Pennsylvania Divorces May Be Contagious, According To Study
Many people in Reading are familiar with the feeling of finding marriage or children more appealing after close friends decide to tie the knot or have a child. However, many couples don’t realize that this phenomenon might also work the opposite way. A new study suggests that the decision to divorce may spread contagiously among friends and even acquaintances.
Researchers from Brown University recently examined 30 years of data collected during the Framingham Heart Study, a longitudinal study of two generations of a Massachusetts community. More than 10,000 people were ultimately enrolled in the study and interviewed every two to four years. Though the study aimed to collect data on cardiovascular disease risk factors, researchers also gathered information that supports socially oriented studies.
During each interview, study participants were asked about their marital status. They were also asked to list any friends or family members who were participating in the study. On average, each participant knew 11 other participants. This provided extensive data to help researchers analyze the way family or friends might influence a person’s health and decisions.
The Brown University researchers found that participants were more likely to divorce if their friends made the same decision. Specifically, the divorce risk increased as follows:
- People who had a divorced friend were 75 percent more likely to divorce than other people. The divorce rate among this group was 16 percent, compared to an overall divorce rate of 9 percent.
- People with a divorced friend of a friend were 33 percent more likely to divorce than other people. The divorce rate among this group was 12 percent, compared to the general rate of 9 percent.
- The divorce of a twice-removed acquaintance – or the friend of a personal friend’s friend – did not appear to affect a person’s likelihood of divorcing.
There are a few intuitive explanations of why divorce may be contagious. CBS points out that emotions can be contagious, so the discontent friends feel in their marriages may be passed on to other friends. CNN notes that women may be more inspired to pursue a previously-considered separation, even a high-conflict divorce, after seeing friends make it through one successfully.
At the same time, the findings of the study are not completely conclusive. Though the decisions of friends can certainly influence a person’s own decisions, divorce may not necessarily spread contagiously among every social group.
The structure of the study limits its findings in a few ways. First, people in the study had friends who were not participating, and some of those friends were likely divorced. Researchers have no way to account for the influence of these non-participants.
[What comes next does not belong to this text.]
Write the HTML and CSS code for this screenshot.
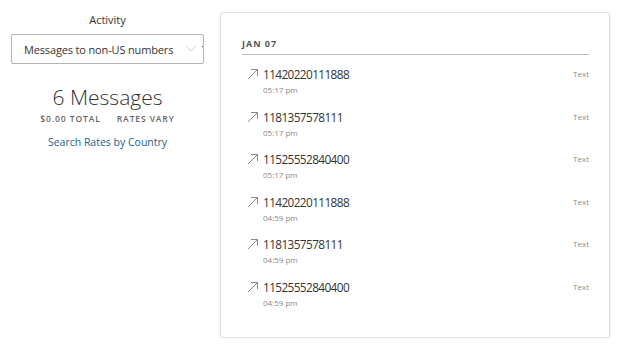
FILE: index.html
```html
<!DOCTYPE html>
<html lang="en">
<head>
    <meta charset="UTF-8">
    <title>Activity</title>
    <link rel="stylesheet" href="styles.css">
</head>
<body>
    <div class="page">
        <div class="sidebar">
            <div class="field-label">Activity</div>
            <div class="select-box">
                <span class="select-text">Messages to non-US numbers</span>
                <svg class="chevron" width="10" height="6" viewBox="0 0 10 6"><path d="M0.5 0.5 L5 5 L9.5 0.5" fill="none" stroke="#cfcfcf" stroke-width="1"/></svg>
                <span class="caret"></span>
            </div>

            <div class="summary">
                <div class="count">6 Messages</div>
                <div class="totals">
                    <span>$0.00 TOTAL</span>
                    <span>RATES VARY</span>
                </div>
                <a class="rates-link" href="#">Search Rates by Country</a>
            </div>
        </div>

        <div class="card">
            <div class="day-header">JAN 07</div>
            <div class="msg-list">
                <div class="msg-row">
                    <svg class="arrow" width="12" height="12" viewBox="0 0 12 12"><path d="M1 11 L10.5 1.5 M4 1.5 H10.5 V8" fill="none" stroke="#8a8a8a" stroke-width="1"/></svg>
                    <div class="msg-body">
                        <div class="msg-number">11420220111888</div>
                        <div class="msg-time">05:17 pm</div>
                    </div>
                    <div class="msg-type">Text</div>
                </div>
                <div class="msg-row">
                    <svg class="arrow" width="12" height="12" viewBox="0 0 12 12"><path d="M1 11 L10.5 1.5 M4 1.5 H10.5 V8" fill="none" stroke="#8a8a8a" stroke-width="1"/></svg>
                    <div class="msg-body">
                        <div class="msg-number">1181357578111</div>
                        <div class="msg-time">05:17 pm</div>
                    </div>
                    <div class="msg-type">Text</div>
                </div>
                <div class="msg-row">
                    <svg class="arrow" width="12" height="12" viewBox="0 0 12 12"><path d="M1 11 L10.5 1.5 M4 1.5 H10.5 V8" fill="none" stroke="#7a8c9c" stroke-width="1"/></svg>
                    <div class="msg-body">
                        <div class="msg-number">11525552840400</div>
                        <div class="msg-time">05:17 pm</div>
                    </div>
                    <div class="msg-type">Text</div>
                </div>
                <div class="msg-row">
                    <svg class="arrow" width="12" height="12" viewBox="0 0 12 12"><path d="M1 11 L10.5 1.5 M4 1.5 H10.5 V8" fill="none" stroke="#8a8a8a" stroke-width="1"/></svg>
                    <div class="msg-body">
                        <div class="msg-number">11420220111888</div>
                        <div class="msg-time">04:59 pm</div>
                    </div>
                    <div class="msg-type">Text</div>
                </div>
                <div class="msg-row">
                    <svg class="arrow" width="12" height="12" viewBox="0 0 12 12"><path d="M1 11 L10.5 1.5 M4 1.5 H10.5 V8" fill="none" stroke="#8a8a8a" stroke-width="1"/></svg>
                    <div class="msg-body">
                        <div class="msg-number">1181357578111</div>
                        <div class="msg-time">04:59 pm</div>
                    </div>
                    <div class="msg-type">Text</div>
                </div>
                <div class="msg-row">
                    <svg class="arrow" width="12" height="12" viewBox="0 0 12 12"><path d="M1 11 L10.5 1.5 M4 1.5 H10.5 V8" fill="none" stroke="#7a8c9c" stroke-width="1"/></svg>
                    <div class="msg-body">
                        <div class="msg-number">11525552840400</div>
                        <div class="msg-time">04:59 pm</div>
                    </div>
                    <div class="msg-type">Text</div>
                </div>
            </div>
        </div>
    </div>
</body>
</html>
```

FILE: styles.css
```css
* {
    margin: 0;
    padding: 0;
    box-sizing: border-box;
}

body {
    font-family: 'Open Sans', 'Liberation Sans', sans-serif;
    background: #fff;
    color: #333;
}

.page {
    display: flex;
    align-items: flex-start;
    padding: 12px 0 0 11px;
}

/* left column */
.sidebar {
    width: 193px;
    display: flex;
    flex-direction: column;
    align-items: center;
}

.field-label {
    font-size: 11px;
    line-height: 15px;
    color: #333;
    margin-bottom: 7px;
}

.select-box {
    width: 193px;
    height: 30px;
    border: 1px solid #b4b4b4;
    border-radius: 2px;
    display: flex;
    align-items: center;
    padding-left: 12px;
    overflow: hidden;
}

.select-text {
    font-size: 11px;
    color: #333;
    flex: 1;
    letter-spacing: -0.15px;
}

.chevron {
    margin-right: 6px;
}

.caret {
    width: 0;
    height: 0;
    border-left: 2px solid transparent;
    border-right: 2px solid transparent;
    border-top: 3px solid #222;
    margin-right: -3px;
    margin-top: -4px;
}

.summary {
    display: flex;
    flex-direction: column;
    align-items: center;
    margin-top: 20px;
}

.count {
    font-size: 21px;
    font-weight: 300;
    line-height: 26px;
    color: #333;
}

.totals {
    display: flex;
    gap: 16px;
    margin-top: 3px;
    font-size: 8.5px;
    font-weight: 600;
    letter-spacing: 0.9px;
    color: #666;
    line-height: 12px;
}

.rates-link {
    margin-top: 10px;
    font-size: 10.5px;
    color: #1d5f8c;
    text-decoration: none;
}

/* right card */
.card {
    margin-left: 16px;
    width: 390px;
    height: 326px;
    border: 1px solid #dde0e3;
    border-radius: 3px;
    box-shadow: 0 1px 3px rgba(0, 0, 0, 0.12);
    padding: 24px 20px 0 21px;
}

.day-header {
    font-size: 9px;
    font-weight: 700;
    letter-spacing: 1px;
    color: #555;
    line-height: 14px;
    padding-bottom: 3px;
    border-bottom: 1px solid #bbb;
}

.msg-list {
    padding-top: 11px;
}

.msg-row {
    display: flex;
    align-items: flex-start;
    height: 42.6px;
}

.arrow {
    margin: 2px 4px 0 5px;
    flex-shrink: 0;
}

.msg-body {
    flex: 1;
}

.msg-number {
    font-size: 11.8px;
    line-height: 17px;
    color: #333;
    letter-spacing: -0.6px;
}

.msg-time {
    font-size: 8px;
    line-height: 14px;
    color: #888;
}

.msg-type {
    font-size: 8px;
    color: #8c8c8c;
    line-height: 15px;
}
```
Additionally, the study did not include a diverse group of participants who reflected national demographic trends. Most of the study participants were Caucasian and middle class. Compared to the general U.S. population, they were more likely to be better educated and less likely to seek divorces. Thus, the study’s results may not effectively predict the behaviors of other groups.
Still, anyone preparing for a divorce after the divorce of a family member or friend may want to recognize the possibility of contagion and carefully consider his or her motivations. Anyone considering a divorce in Pennsylvania should also meet with an attorney to discuss the potential outcomes and complications that could come with the decision.